Sam, Matthew, and desert graffiti.
Next up, a hike to see a set of petroglyphs believed to be the first depiction by native people of a man on horseback. Though it looks pretty level, it is actually a pretty consistent uphill slog. In deep soft sand. With a brisk headwind. Did I mention there was wind?
The petroglyphs are pretty faded, though there is a sign showing what you are supposed to be seeing. Stevie is complaining that I keep taking his picture. Don’t sit on a rock like the cutest little Buddha in the world, and then I won’t Stevie! It’s as simple as that.
The conditions were challenging, but the scenery was easy on the eyes.

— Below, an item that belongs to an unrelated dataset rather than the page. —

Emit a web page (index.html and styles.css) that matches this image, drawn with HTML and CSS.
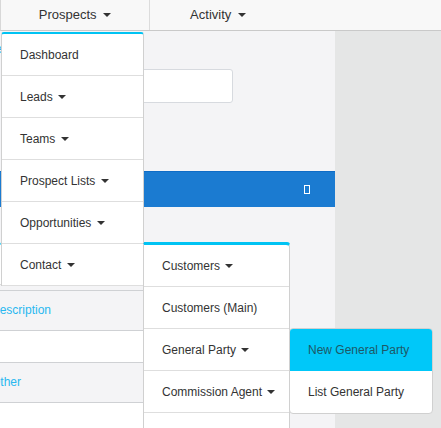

At the trail head, waiting to head back to camp. The boys are playing a game to see how long they can balance on the poles before a wind gust knocks them off.
Morning at camp. After I crawled out of the car, I saw lots of dark clouds. We busted our butts to get the tents down and get breakfast started. It never rained, but the clouds did liven up the sky!
The “Old Guard” of our troop. These guys have been mainstays for years, and we hope they continue to come out with us. We need Mr. H. to tell us where to turn!
The last stop on our desert trip was to see another set of petroglyphs. These were spectacular. They were painted on a cave in a large grouping of rocks and boulders that rose up from the desert floor. Native tribes obviously spent a lot of time in the area, it must have been a comfy winter home.
A long view out from the rock pile. A short view of multicolored boulders.
On our way in and out we crossed the rail road tracks again.
Our scouts at the end of another great trip.
Mother, daughter (if you squint you can see her behind me in the pink), and son.